Sebagai misal, data dari Kementerian Lingkungan Hidup dan Kehutanan di http://sipongi.menlhk.go.id/hotspot/luas_kebakaran bahwa setiap tahun masih terjadi kebakaran hutan dan lahan. Tahun 2015 ada 261.060 hektar lahan dan hutan terbakar. Tahun 2016 ada 14.604 lahan terbakar, lalu 11.127 lahan terbakar di tahun 2017. Terakhir lahan terbakar seluas 4.666 lahan terbakar. Data tersebut belum lagi terkait penegakan hukum di sektor lingkungan.

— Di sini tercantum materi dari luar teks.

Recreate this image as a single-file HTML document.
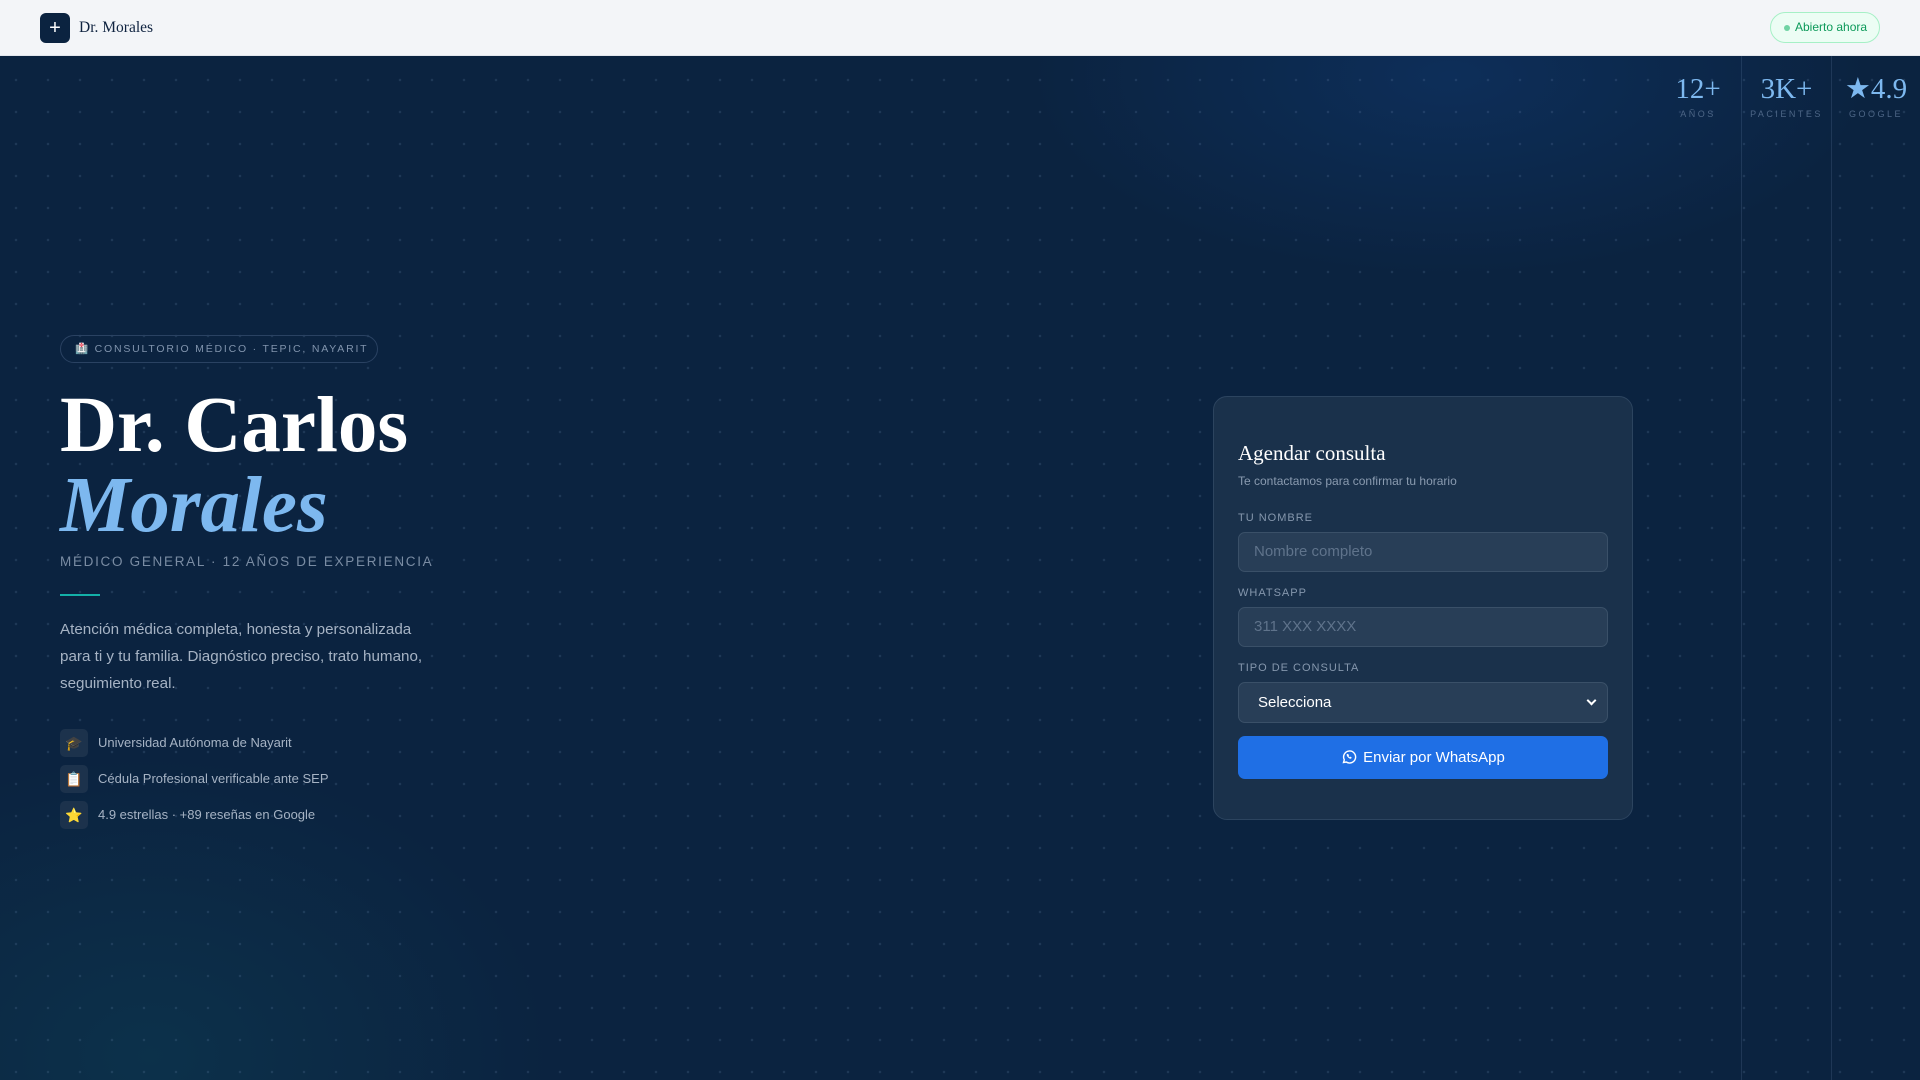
<!DOCTYPE html>
<html><head><meta charset="utf-8"><style>
*{margin:0;padding:0;box-sizing:border-box}
body{width:1920px;height:1080px;overflow:hidden;font-family:"Liberation Sans",sans-serif;background:#0b2340;position:relative}
.nav{position:absolute;left:0;top:0;width:1920px;height:56px;background:#f3f5f8;border-bottom:1px solid #e2e6ec;z-index:3}
.logo{position:absolute;left:40px;top:13px;width:30px;height:30px;border-radius:6px;background:#0b2340;color:#fff;font-size:20px;line-height:30px;text-align:center}
.brand{position:absolute;left:79px;top:19px;font-family:"Liberation Serif",serif;font-size:15.5px;line-height:18px;color:#0f2340}
.open{position:absolute;left:1770px;top:12px;width:110px;height:31px;border:1px solid #a6f0c6;border-radius:16px;background:#ecfdf4;color:#0d9a5a;font-size:12px;line-height:29px;padding-left:24px}
.open:before{content:"";position:absolute;left:13px;top:12px;width:6px;height:6px;border-radius:50%;background:#6fd3a3}
.hero{position:absolute;left:0;top:56px;width:1920px;height:1024px;
background:
radial-gradient(circle,rgba(120,150,190,.18) 1px,transparent 1.5px) 0 8px/32px 32px,
radial-gradient(ellipse 420px 200px at 1450px 20px,rgba(16,60,120,.45),transparent),
radial-gradient(ellipse 400px 300px at 150px 1000px,rgba(14,70,90,.4),transparent),
#0b2340}
.stat{position:absolute;top:56px;height:1024px;text-align:center;border-left:1px solid rgba(120,150,190,.18)}
.stat b{display:block;font-family:"Liberation Serif",serif;font-weight:normal;font-size:29px;line-height:34px;height:34px;color:#7db8ef;margin-top:16px}
.stat i{display:block;font-style:normal;font-size:9px;line-height:10px;letter-spacing:2.5px;color:#4d6686;margin-top:3px}
.pill{position:absolute;left:60px;top:335px;width:318px;height:28px;border:1px solid #2a4262;border-radius:14px;color:#8194ad;font-size:10.5px;letter-spacing:1.8px;line-height:26px;padding-left:14px;white-space:nowrap}
h1{position:absolute;left:60px;top:386px;font-family:"Liberation Serif",serif;font-weight:bold;font-size:79px;line-height:80px;color:#fff}
h1 em{color:#7db8ef}
.sub{position:absolute;left:60px;top:554px;font-size:13.5px;letter-spacing:1.7px;color:#7a8ca3;white-space:nowrap}
.bar{position:absolute;left:60px;top:594px;width:40px;height:2px;background:#14b0a8}
.p{position:absolute;left:60px;top:616px;width:380px;font-size:15.2px;line-height:27px;color:#a6b3c4}
.li{position:absolute;left:60px;height:28px;font-size:13px;color:#a6b3c4;line-height:28px;padding-left:38px}
.li span{position:absolute;left:0;top:0;width:28px;height:28px;border-radius:5px;background:#1c324c;text-align:center;font-size:14px;line-height:28px}
.card{position:absolute;left:1213px;top:396px;width:420px;height:424px;border:1px solid #2c445f;border-radius:14px;background:#1a314b;padding:0 24px}
.card h2{font-family:"Liberation Serif",serif;font-weight:normal;font-size:21px;color:#fff;margin-top:44px}
.card .s{font-size:12px;color:#8a9bb0;margin-top:8px}
.lab{font-size:11px;letter-spacing:1px;color:#8597ad;margin-top:15px}
.lab.f{margin-top:24px}
.in{height:40px;margin-top:8px;border:1px solid #3a5068;border-radius:7px;background:#283e57;color:#5f738b;font-size:15px;line-height:38px;padding-left:15px}
.sel{color:#fff;padding-left:19px;height:41px;line-height:39px;position:relative}
.sel:after{content:"";position:absolute;right:12px;top:14px;width:5px;height:5px;border-right:2px solid #fff;border-bottom:2px solid #fff;transform:rotate(45deg)}
.btn{height:43px;margin-top:13px;border-radius:7px;background:#1f6fe5;color:#fff;font-size:15px;line-height:43px;text-align:center}
.btn svg{vertical-align:-3px;margin-right:6px}
</style></head><body>
<div class="nav"><div class="logo">+</div><div class="brand">Dr. Morales</div><div class="open">Abierto ahora</div></div>
<div class="hero"></div>
<div class="stat" style="left:1655px;width:86px;border-left:none"><b>12+</b><i>AÑOS</i></div>
<div class="stat" style="left:1741px;width:90px"><b>3K+</b><i>PACIENTES</i></div>
<div class="stat" style="left:1831px;width:89px"><b>★4.9</b><i>GOOGLE</i></div>
<div class="pill">🏥 CONSULTORIO MÉDICO · TEPIC, NAYARIT</div>
<h1>Dr. Carlos<br><em>Morales</em></h1>
<div class="sub">MÉDICO GENERAL · 12 AÑOS DE EXPERIENCIA</div>
<div class="bar"></div>
<div class="p">Atención médica completa, honesta y personalizada para ti y tu familia. Diagnóstico preciso, trato humano, seguimiento real.</div>
<div class="li" style="top:729px"><span>🎓</span>Universidad Autónoma de Nayarit</div>
<div class="li" style="top:765px"><span>📋</span>Cédula Profesional verificable ante SEP</div>
<div class="li" style="top:801px"><span>⭐</span>4.9 estrellas · +89 reseñas en Google</div>
<div class="card">
<h2>Agendar consulta</h2>
<div class="s">Te contactamos para confirmar tu horario</div>
<div class="lab f">TU NOMBRE</div><div class="in">Nombre completo</div>
<div class="lab">WHATSAPP</div><div class="in">311 XXX XXXX</div>
<div class="lab">TIPO DE CONSULTA</div><div class="in sel">Selecciona</div>
<div class="btn"><svg width="16" height="16" viewBox="0 0 16 16" fill="none" stroke="#fff" stroke-width="1.4"><path d="M2.5 13.5l.8-2.7A6 6 0 1 1 5.3 13z"/><path d="M6 5.2c-.3.6 0 1.8 1.1 3 1.1 1.1 2.3 1.5 2.9 1.2l.5-.8-1.2-.7-.6.5c-.6-.3-1.1-.8-1.4-1.4l.5-.6-.7-1.2z" fill="#fff" stroke-width=".5"/></svg>Enviar por WhatsApp</div>
</div>
</body></html>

Dari sisi sengketa akibat sawit, pegiat hak asasi manusia cukup sulit mengadvokasi hak-hak petani sawit. Masalah pembagian hasil, monopoli penguasa dan orang kuat lokal yang berhubungan dengan kontestasi pemilihan kepala daerah. Juga persoalan penataan dan bantuan pengelolaan koperasi sawit yang belum menguatkan kemandirian warga sekitar.

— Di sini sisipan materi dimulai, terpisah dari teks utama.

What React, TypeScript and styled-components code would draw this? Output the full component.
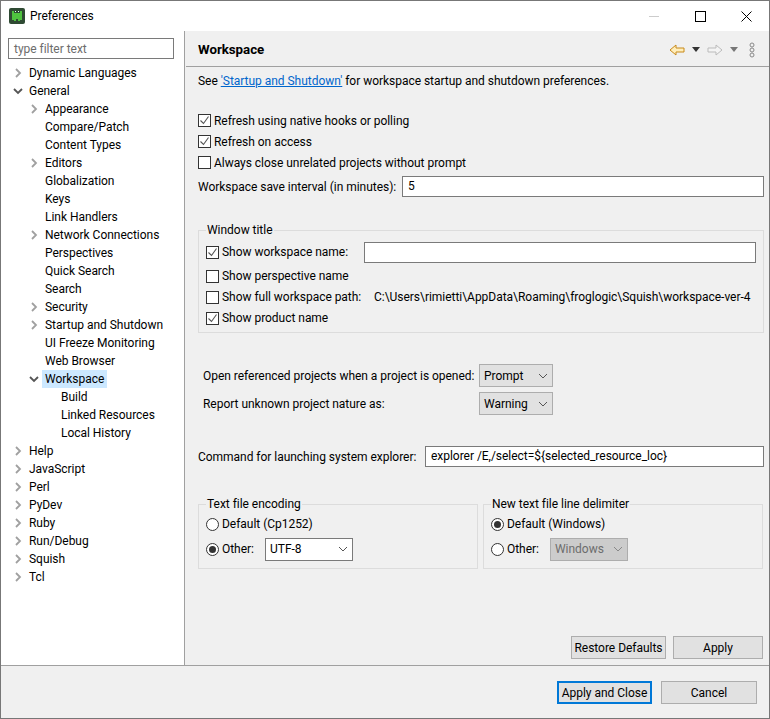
import React from 'react';
import styled, { createGlobalStyle } from 'styled-components';

const Global = createGlobalStyle`
  html, body { margin: 0; padding: 0; background: #fff; }
  body { font: 12px/16px Roboto, "Noto Sans", sans-serif; letter-spacing: -0.03px; color: #000; }
  * { box-sizing: border-box; }
`;

const Window = styled.div`
  width: 770px; height: 719px; border: 1px solid #777; display: flex; flex-direction: column; overflow: hidden; background: #f0f0f0;
`;
const TitleBar = styled.div`
  height: 30px; flex: none; background: #fff; display: flex; align-items: center; padding-left: 8px;
`;
const TitleText = styled.span`margin-left: 5px; flex: 1;`;
const WinBtn = styled.div`width: 46px; height: 30px; display: flex; align-items: center; justify-content: center;`;
const Main = styled.div`flex: 1; display: flex; min-height: 0; border-bottom: 1px solid #a0a0a0;`;
const Side = styled.div`
  width: 184px; flex: none; background: #fff; border-right: 1px solid #a0a0a0; padding: 7px 0 0 7px;
`;
const Filter = styled.div`
  width: 166px; height: 21px; border: 1px solid #7a7a7a; padding: 1px 0 0 5px; line-height: 19px; color: #6d6d6d; background: #fff; margin-bottom: 5px;
`;
const TreeRow = styled.div<{ $level: number }>`
  height: 18px; display: flex; align-items: center; padding-left: ${p => p.$level * 16 + 9}px; margin-left: -7px; white-space: nowrap;
`;
const Twist = styled.span`width: 16px; height: 18px; flex: none; display: flex; align-items: center; justify-content: center;`;
const TreeLabel = styled.span<{ $sel?: boolean }>`
  padding: 0 3px; height: 18px; line-height: 18px; background: ${p => (p.$sel ? '#cce8ff' : 'transparent')};
`;
const Panel = styled.div`flex: 1; min-width: 0; display: flex; flex-direction: column; padding-left: 1px;`;
const Header = styled.div`
  height: 36px; flex: none; border-bottom: 1px solid #a0a0a0; display: flex; align-items: center; padding-left: 12px;
`;
const Heading = styled.h1`margin: 3px 0 0; flex: 1; font-size: 13.3px; font-weight: 700;`;
const Tools = styled.div`display: flex; align-items: center; padding: 2px 14px 0 0;`;
const Body = styled.div`flex: 1; padding: 6px 5px 0 12px; display: flex; flex-direction: column; min-height: 0;`;
const Line = styled.div`height: 16px; line-height: 16px; white-space: nowrap;`;
const Link = styled.a`color: #0066cc; text-decoration: underline;`;
const Checks = styled.div`margin-top: 21px; display: flex; flex-direction: column;`;
const CheckRow = styled.div<{ $h?: number }>`height: ${p => p.$h ?? 21}px; display: flex; align-items: center; white-space: nowrap;`;
const Box = styled.span`
  width: 13px; height: 13px; border: 1px solid #333; background: #fff; flex: none; margin-right: 3px; display: flex;
`;
const Radio = styled.span<{ $on?: boolean }>`
  width: 13px; height: 13px; border: 1px solid #333; border-radius: 50%; background: #fff; flex: none; margin-right: 3px; display: flex; align-items: center; justify-content: center;
  &::after { content: ""; width: 7px; height: 7px; border-radius: 50%; background: ${p => (p.$on ? '#333' : 'transparent')}; }
`;
const FieldRow = styled.div<{ $mt: number }>`display: flex; align-items: center; height: 21px; margin-top: ${p => p.$mt}px; white-space: nowrap;`;
const Input = styled.div`
  flex: 1; height: 21px; border: 1px solid #7a7a7a; background: #fff; padding-left: 5px; line-height: 19px; white-space: nowrap;
`;
const Group = styled.fieldset`
  margin: 0; padding: 0 7px; border: 1px solid #dcdcdc; min-width: 0;
  legend { padding: 0 1px; line-height: 16px; }
`;
const WindowGroup = styled(Group)`margin-top: 25px; height: 111px; padding-top: 2px;`;
const Select = styled.div<{ $w: number; $mode?: 'white' | 'off' }>`
  width: ${p => p.$w}px; height: 23px; flex: none; display: flex; align-items: center; justify-content: space-between; padding: 0 4px;
  border: 1px solid ${p => (p.$mode === 'white' ? '#7a7a7a' : '#adadad')};
  background: ${p => (p.$mode === 'white' ? '#fff' : p.$mode === 'off' ? '#ccc' : '#e1e1e1')};
  color: ${p => (p.$mode === 'off' ? '#6d6d6d' : '#000')};
`;
const ProjRow = styled.div<{ $mt: number }>`display: flex; align-items: center; height: 23px; margin-top: ${p => p.$mt}px; padding-left: 5px; white-space: nowrap;`;
const ProjLabel = styled.span`width: 276px; flex: none;`;
const GroupPair = styled.div`display: flex; gap: 5px; margin-top: 29px;`;
const HalfGroup = styled(Group)`width: 280px; height: 73px;`;
const Spacer = styled.div`flex: 1;`;
const Actions = styled.div`display: flex; justify-content: flex-end; gap: 7px; padding: 0 1px 6px 0;`;
const Button = styled.div<{ $w: number; $def?: boolean }>`
  width: ${p => p.$w}px; height: 23px; display: flex; align-items: center; justify-content: center; background: #e1e1e1; white-space: nowrap;
  border: ${p => (p.$def ? '2px solid #0078d7' : '1px solid #adadad')};
`;
const Footer = styled.div`height: 52px; flex: none; display: flex; justify-content: flex-end; gap: 9px; padding: 15px 12px 0 0;`;
const LabelGap = styled.span<{ $w: number }>`width: ${p => p.$w}px; flex: none;`;

const Chev = ({ open }: { open?: boolean }) => (
  <svg width="10" height="10" viewBox="0 0 10 10">
    {open
      ? <path d="M1 3l4 4 4-4" fill="none" stroke="#555" strokeWidth="1.8" />
      : <path d="M3 1l4 4-4 4" fill="none" stroke="#a0a0a0" strokeWidth="1.8" />}
  </svg>
);
const Check = () => (
  <svg width="11" height="11" viewBox="0 0 11 11"><path d="M1.5 5.5l3 3 5-7" fill="none" stroke="#555" strokeWidth="1.1" /></svg>
);
const Caret = ({ c = '#555' }: { c?: string }) => (
  <svg width="10" height="6" viewBox="0 0 10 6"><path d="M1 1l4 4 4-4" fill="none" stroke={c} strokeWidth="1" /></svg>
);
const Tri = ({ c }: { c: string }) => (
  <svg width="8" height="5" viewBox="0 0 8 5"><path d="M0 0h8L4 5z" fill={c} /></svg>
);

const tree: [string, number, 'c' | 'o' | 'n', boolean?][] = [
  ['Dynamic Languages', 0, 'c'], ['General', 0, 'o'], ['Appearance', 1, 'c'], ['Compare/Patch', 1, 'n'],
  ['Content Types', 1, 'n'], ['Editors', 1, 'c'], ['Globalization', 1, 'n'], ['Keys', 1, 'n'],
  ['Link Handlers', 1, 'n'], ['Network Connections', 1, 'c'], ['Perspectives', 1, 'n'], ['Quick Search', 1, 'n'],
  ['Search', 1, 'n'], ['Security', 1, 'c'], ['Startup and Shutdown', 1, 'c'], ['UI Freeze Monitoring', 1, 'n'],
  ['Web Browser', 1, 'n'], ['Workspace', 1, 'o', true], ['Build', 2, 'n'], ['Linked Resources', 2, 'n'],
  ['Local History', 2, 'n'], ['Help', 0, 'c'], ['JavaScript', 0, 'c'], ['Perl', 0, 'c'], ['PyDev', 0, 'c'],
  ['Ruby', 0, 'c'], ['Run/Debug', 0, 'c'], ['Squish', 0, 'c'], ['Tcl', 0, 'c'],
];

const CB = ({ on }: { on?: boolean }) => <Box>{on && <Check />}</Box>;

export default function App() {
  return (
    <Window>
      <Global />
      <TitleBar>
        <svg width="16" height="16" viewBox="0 0 16 16">
          <rect width="16" height="16" rx="2" fill="#2f4a33" />
          <path d="M3 3h2v2h6V3h2v9h-2v1H9v-2H7v2H5v-1H3z" fill="#4fc23f" />
          <rect x="6" y="3" width="1" height="1" fill="#dfe" /><rect x="9" y="3" width="1" height="1" fill="#dfe" />
        </svg>
        <TitleText>Preferences</TitleText>
        <WinBtn><svg width="10" height="10" viewBox="0 0 10 10"><path d="M0 5.5h10" stroke="#ccc" /></svg></WinBtn>
        <WinBtn><svg width="11" height="11" viewBox="0 0 11 11"><rect x=".5" y=".5" width="10" height="10" fill="none" stroke="#000" /></svg></WinBtn>
        <WinBtn><svg width="11" height="11" viewBox="0 0 11 11"><path d="M.5.5l10 10M10.5.5l-10 10" stroke="#000" /></svg></WinBtn>
      </TitleBar>
      <Main>
        <Side>
          <Filter>type filter text</Filter>
          {tree.map(([label, level, kind, sel]) => (
            <TreeRow key={label} $level={level}>
              <Twist>{kind === 'c' ? <Chev /> : kind === 'o' ? <Chev open /> : null}</Twist>
              <TreeLabel $sel={sel}>{label}</TreeLabel>
            </TreeRow>
          ))}
        </Side>
        <Panel>
          <Header>
            <Heading>Workspace</Heading>
            <Tools>
              <svg width="16" height="14" viewBox="0 0 16 14"><path d="M1 7l6-5v3h8v4H7v3z" fill="#ffeebb" stroke="#c88a1a" /></svg>
              <LabelGap $w={7} /><Tri c="#333" /><LabelGap $w={7} />
              <svg width="16" height="14" viewBox="0 0 16 14"><path d="M15 7L9 2v3H1v4h8v3z" fill="#f4f4f4" stroke="#bbb" /></svg>
              <LabelGap $w={7} /><Tri c="#777" /><LabelGap $w={11} />
              <svg width="6" height="16" viewBox="0 0 6 16">
                <circle cx="3" cy="3" r="2" fill="none" stroke="#888" /><circle cx="3" cy="8" r="2" fill="none" stroke="#888" /><circle cx="3" cy="13" r="2" fill="none" stroke="#888" />
              </svg>
            </Tools>
          </Header>
          <Body>
            <Line>See <Link>'Startup and Shutdown'</Link> for workspace startup and shutdown preferences.</Line>
            <Checks>
              <CheckRow><CB on />Refresh using native hooks or polling</CheckRow>
              <CheckRow><CB on />Refresh on access</CheckRow>
              <CheckRow><CB />Always close unrelated projects without prompt</CheckRow>
            </Checks>
            <FieldRow $mt={3}>
              <LabelGap $w={204}>Workspace save interval (in minutes):</LabelGap>
              <Input>5</Input>
            </FieldRow>
            <WindowGroup>
              <legend>Window title</legend>
              <CheckRow $h={24}><CB on /><LabelGap $w={142}>Show workspace name:</LabelGap><Input /></CheckRow>
              <CheckRow $h={24}><CB />Show perspective name</CheckRow>
              <CheckRow $h={18}><CB /><LabelGap $w={152}>Show full workspace path:</LabelGap>C:\Users\rimietti\AppData\Roaming\froglogic\Squish\workspace-ver-4</CheckRow>
              <CheckRow $h={24}><CB on />Show product name</CheckRow>
            </WindowGroup>
            <ProjRow $mt={31}>
              <ProjLabel>Open referenced projects when a project is opened:</ProjLabel>
              <Select $w={74}>Prompt<Caret /></Select>
            </ProjRow>
            <ProjRow $mt={5}>
              <ProjLabel>Report unknown project nature as:</ProjLabel>
              <Select $w={74}>Warning<Caret /></Select>
            </ProjRow>
            <FieldRow $mt={31}>
              <LabelGap $w={227}>Command for launching system explorer:</LabelGap>
              <Input>explorer /E,/select=${'{'}selected_resource_loc{'}'}</Input>
            </FieldRow>
            <GroupPair>
              <HalfGroup>
                <legend>Text file encoding</legend>
                <CheckRow $h={24}><Radio />Default (Cp1252)</CheckRow>
                <CheckRow $h={26}><Radio $on /><LabelGap $w={43}>Other:</LabelGap><Select $w={88} $mode="white">UTF-8<Caret /></Select></CheckRow>
              </HalfGroup>
              <HalfGroup>
                <legend>New text file line delimiter</legend>
                <CheckRow $h={24}><Radio $on />Default (Windows)</CheckRow>
                <CheckRow $h={26}><Radio /><LabelGap $w={43}>Other:</LabelGap><Select $w={78} $mode="off">Windows<Caret c="#888" /></Select></CheckRow>
              </HalfGroup>
            </GroupPair>
            <Spacer />
            <Actions>
              <Button $w={95}>Restore Defaults</Button>
              <Button $w={90}>Apply</Button>
            </Actions>
          </Body>
        </Panel>
      </Main>
      <Footer>
        <Button $w={95} $def>Apply and Close</Button>
        <Button $w={96}>Cancel</Button>
      </Footer>
    </Window>
  );
}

Jika pertanyaan pemanfaatan teknologi pada pertanian, perkebunan dan peternakan juga perikanan. Maka kita harus kembali melihat video youtube. Bagaimana robotik yang sederhana untuk memanen padi. Atau bagaimana mesin pemotong batang pohon. Belum lagi robot pembajak tanak untuk mempersingkat waktu pengolahan lahan. Contoh penjualan sistem dalam jaringan (daring) menggunakan aplikasi cukup menarik. Namun, pengusaha dengan modal besar bisa memonopoli pembelian hasil pertanian, perkebunan dan peternakan yang bisa menyusahkan pemerataan ekonomi.
Lingkungan dan Pemilu
Penduduk yang bekerja di sektor perkebunan, pertanian dan peternakan adalah pemilih. Begitu juga dengan penduduk di sekitar lahan pertambangan. Sehingga, program kerja dan janji kampanye memiliki hubungan dengan isu pemilu. Masalah sosial lingkungan di daerah lahan sawit dan tambang masih menjadi masalah tanpa solusi.

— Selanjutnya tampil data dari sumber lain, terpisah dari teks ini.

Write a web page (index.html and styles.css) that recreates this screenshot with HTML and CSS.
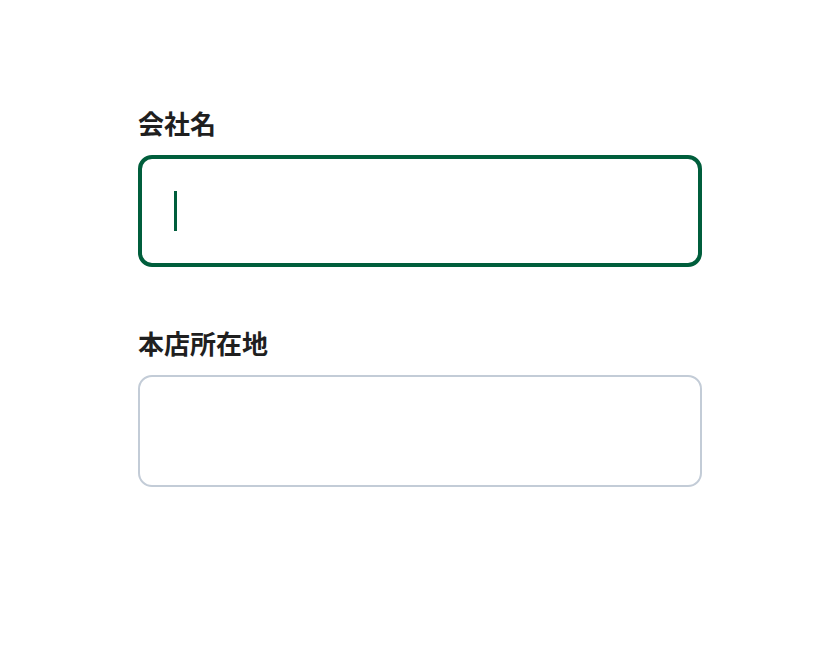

Sebagai contoh aksi petani Kendeng yang dilakukan tepat di depan istana presiden. Belum lagi solusi untuk penduduk di daerah tambang, baik legal maupun ilegal. Begitu juga dukungan pemodal dan pemilik tambang dalam bentuk dana kampanye. Kedua kubu, sama-sama memiliki hubungan dengan para pemilik tambang. Penyelidikan Jaringan Advokasi Tambang (Jatam) menyebutkan ada enam pengusaha tambang di tim kampanye Jokowi-Ma'ruf Amin dan lima pengusaha tambang di kubu pemenangan Prabowo-Sandi.
Oleh sebab itu, masalah lingkungan dan sosial akibat tambang menjadi tanggung jawab kedua capres. Apalagi penelitian Badan Pengawas Pemilu (Bawaslu) dengan berbagai ahli dalam buku Pembiayaan Pemilu terkonfirmasi oleh kajian Jatam dan Greenpeace. Bagaimana cara mengendalikan pengusaha tambang yang berhubungan dengan kesejahteraan masyarakat.
Sepanjang perdebatan, Jokowi dan Prabowo tidak menyentuh pada program pembelaan masyarakat adat, desa dan kelompok minoritas wilayah yang terkena dampak masalah lingkungan akibat perusahaan dan pertambangan. Sebaliknya, debat eksploratif yang menjadi harapan untuk menyelami program pun masih jauh dari kata program pasti penyelesaian masalah.
Kepentingan untuk nelayan, petani, pekerja di sektor ekonomi, sumber daya alam dan lingkungan membutuhkan perhatian penuh. Seperti pendidikan hukum dan pendampingan yang berasal dari negara. Agar masyarakat miskin mendapatkan hak-hak. Begitu juga penguatan koperasi yang harus mendapatkan dukungan ahli dan pemerintahan daerah. Sistem daring dan aplikasi membutuhkan bantuan jaringan internet, pengetahuan pengiriman produk dan proses hukum akibat perdagangan daring.
Meskipun latar belakang kedua capres adalah pengusaha. Akan tetapi, Jokowi dan Prabowo masih sulit menyampaikan gagasan terbaik. Keduanya masih kalah jauh dari tiga paslon gubernur dan wakil gubernur Jakarta. Semoga debat selanjutnya, kedua paslon telah memiliki kefokusan yang lebih baik. Terutama agenda menyerang antar kandidat.